Wie Lesen die Aufmerksamkeit fördert – und Bildschirmzeit sie schwächt

Studie der Universität Leipzig untersucht Zusammenhang zwischen Bildschirmzeit, Lesen und Konzentrationsfähigkeit bei Kindern
Kinder, die häufig fernsehen, Videos schauen oder Computerspiele spielen, zeigen tendenziell eine geringere Konzentrationsleistung – während selbstständiges Lesen die Aufmerksamkeit stärkt. Zu diesem Ergebnis kommt eine aktuelle Studie der Medizinischen Fakultät der Universität Leipzig im Rahmen der Life Child-Studie, die im Fachjournal BMC Pediatrics erschienen ist.
Medienkonsum fordert die Aufmerksamkeit – Lesen fördert sie
Elektronische Medien wie Fernseher, Tablets oder Smartphones präsentieren Kindern ständig neue Reize. Das führt zu schnellen Aufmerksamkeitswechseln. Beim Lesen hingegen bleibt der Fokus länger auf einem Inhalt – eine Fähigkeit, die für schulisches Lernen und Alltagsbewältigung entscheidend ist.
Das Forschungsteam um Dr. Tanja Poulain prüfte deshalb, ob häufiger Mediengebrauch mit geringerer und regelmäßiges Lesen mit besserer Langzeitaufmerksamkeit einhergeht.
Über 1000 Kinder im Computertest
Insgesamt nahmen 1057 Kinder im Alter von drei bis elf Jahren an einem computerbasierten Aufmerksamkeitstest teil. Sie sollten innerhalb von sieben Minuten nur auf bestimmte Bilder reagieren. Dabei wurde gemessen, wie oft Kinder Reaktionen verpassten (Auslassungsfehler, Hinweis auf verminderte Langzeitaufmerksamkeit) oder zu früh reagierten (Fehlreaktionen, Hinweis auf mangelnde Impulskontrolle).
Parallel berichteten die Eltern, wie lange ihre Kinder täglich Bildschirmmedien nutzten und – bei älteren Kindern – wie häufig sie selbstständig lasen.

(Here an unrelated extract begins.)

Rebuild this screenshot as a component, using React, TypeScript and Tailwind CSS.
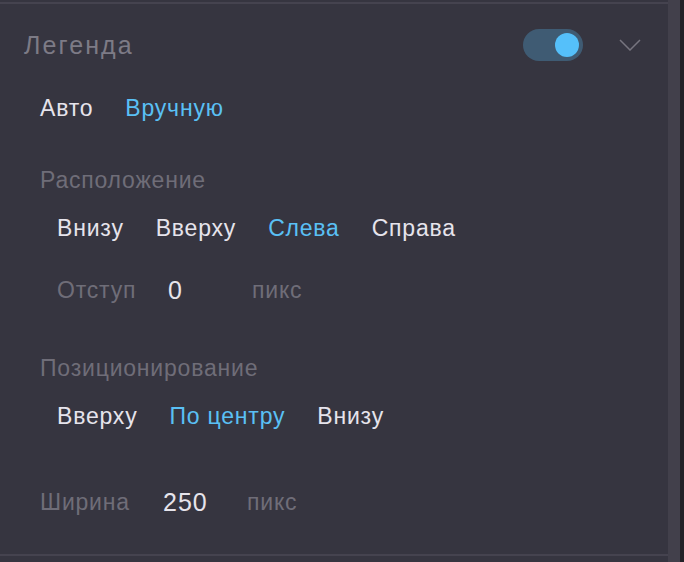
import React from "react";

const font = { fontFamily: '"Liberation Sans", Arial, sans-serif' };

function Opt({ label, active }: { label: string; active?: boolean }) {
  return (
    <span className={active ? "text-[#5ac0f5]" : "text-[#e6e4ec]"}>{label}</span>
  );
}

export default function App() {
  return (
    <div className="flex h-[562px] w-[684px] bg-[#222127]" style={font}>
      <div className="flex w-[668px] flex-col bg-[#363540]">
        <div className="h-[2px]" />
        <div className="h-[2px] bg-[#45434f]" />
        <div className="flex flex-1 flex-col px-6 text-[23px] leading-[28px] tracking-[0.8px]">
          <div className="flex h-[78px] items-center pt-1">
            <span className="text-[25px] tracking-[2.1px] text-[#7d7b86]">Легенда</span>
            <div className="ml-auto flex h-8 w-[60px] items-center justify-end rounded-full bg-[#3f5b73] pr-1">
              <div className="h-6 w-6 rounded-full bg-[#55c0fa]" />
            </div>
            <svg className="ml-[36px] mr-[3px]" width="22" height="12" viewBox="0 0 22 12" fill="none">
              <path d="M1 1l10 10L21 1" stroke="#77757f" strokeWidth="1.5" />
            </svg>
          </div>

          <div className="mt-[12px] flex gap-8 pl-4">
            <Opt label="Авто" />
            <Opt label="Вручную" active />
          </div>

          <div className="mt-[44px] pl-4 text-[#6f6d78]">Расположение</div>
          <div className="mt-[20px] flex gap-8 pl-[33px]">
            <Opt label="Внизу" />
            <Opt label="Вверху" />
            <Opt label="Слева" active />
            <Opt label="Справа" />
          </div>
          <div className="mt-[34px] flex items-center pl-[33px]">
            <span className="w-[111px] text-[#6f6d78]">Отступ</span>
            <span className="w-[84px] text-[25px] tracking-[1px] text-[#e6e4ec]">0</span>
            <span className="text-[#6f6d78]">пикс</span>
          </div>

          <div className="mt-[50px] pl-4 text-[#6f6d78]">Позиционирование</div>
          <div className="mt-[20px] flex gap-8 pl-[33px]">
            <Opt label="Вверху" />
            <Opt label="По центру" active />
            <Opt label="Внизу" />
          </div>

          <div className="mt-[58px] flex items-center pl-4">
            <span className="w-[123px] text-[#6f6d78]">Ширина</span>
            <span className="w-[84px] text-[25px] tracking-[1px] text-[#e6e4ec]">250</span>
            <span className="text-[#6f6d78]">пикс</span>
          </div>
        </div>
        <div className="h-[2px] bg-[#45434f]" />
        <div className="h-[6px]" />
      </div>
      <div className="w-[12px] bg-[#42404b]" />
    </div>
  );
}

Ergebnisse: Weniger Fehler bei Leser:innen
„Kindern, die häufiger Bildschirmmedien nutzten, unterliefen im Test mehr Fehler als denen mit geringerer Mediennutzung“, erklärt Dr. Poulain, Leiterin der Studie. Besonders bei Vorschulkindern zeigte sich ein Zusammenhang zwischen dem Anschauen von Filmen oder Serien und eingeschränkter Impulskontrolle. Im Grundschulalter war eine intensive Nutzung von Filmen, Serien oder Videospielen mit geringerer Langzeitaufmerksamkeit verbunden.
Dagegen machten Kinder, die regelmäßig lasen, weniger Fehler im Test – ein Hinweis auf bessere Konzentrationsfähigkeit. Auch zeigte sich, dass Mädchen insgesamt aufmerksamer reagierten als Jungen.
Leseförderung wichtiger denn je
Die Ergebnisse stützen frühere Befunde, wonach häufiger Mediengebrauch mit geringerer Aufmerksamkeit verbunden ist. Besonders bemerkenswert: Die Leipziger Studie stützt sich nicht auf Elternangaben, sondern auf standardisierte kognitive Tests. Außerdem zeigte sich, dass nicht nur die Leseleistung, sondern auch die Lesehäufigkeit positiv mit der Aufmerksamkeit verknüpft ist.
Auch wenn die Studie keine direkte Kausalität belegt, macht sie deutlich: Eine bewusste Begrenzung der Bildschirmzeit und die Förderung regelmäßigen Lesens können einen wichtigen Beitrag zur Aufmerksamkeitsentwicklung von Kindern leisten.
Über die Life Child-Studie
Die Life Child-Studie der Universität Leipzig läuft seit 14 Jahren und umfasst Daten von über 6000 Kindern aus Leipzig und Umgebung. Sie untersucht, wie Umwelt- und Lebensstilfaktoren die körperliche und geistige Entwicklung von Kindern und Jugendlichen beeinflussen.
Originalpublikation:
Performance on an attention test is positively related to reading but negatively related to watching TV and playing video games in children.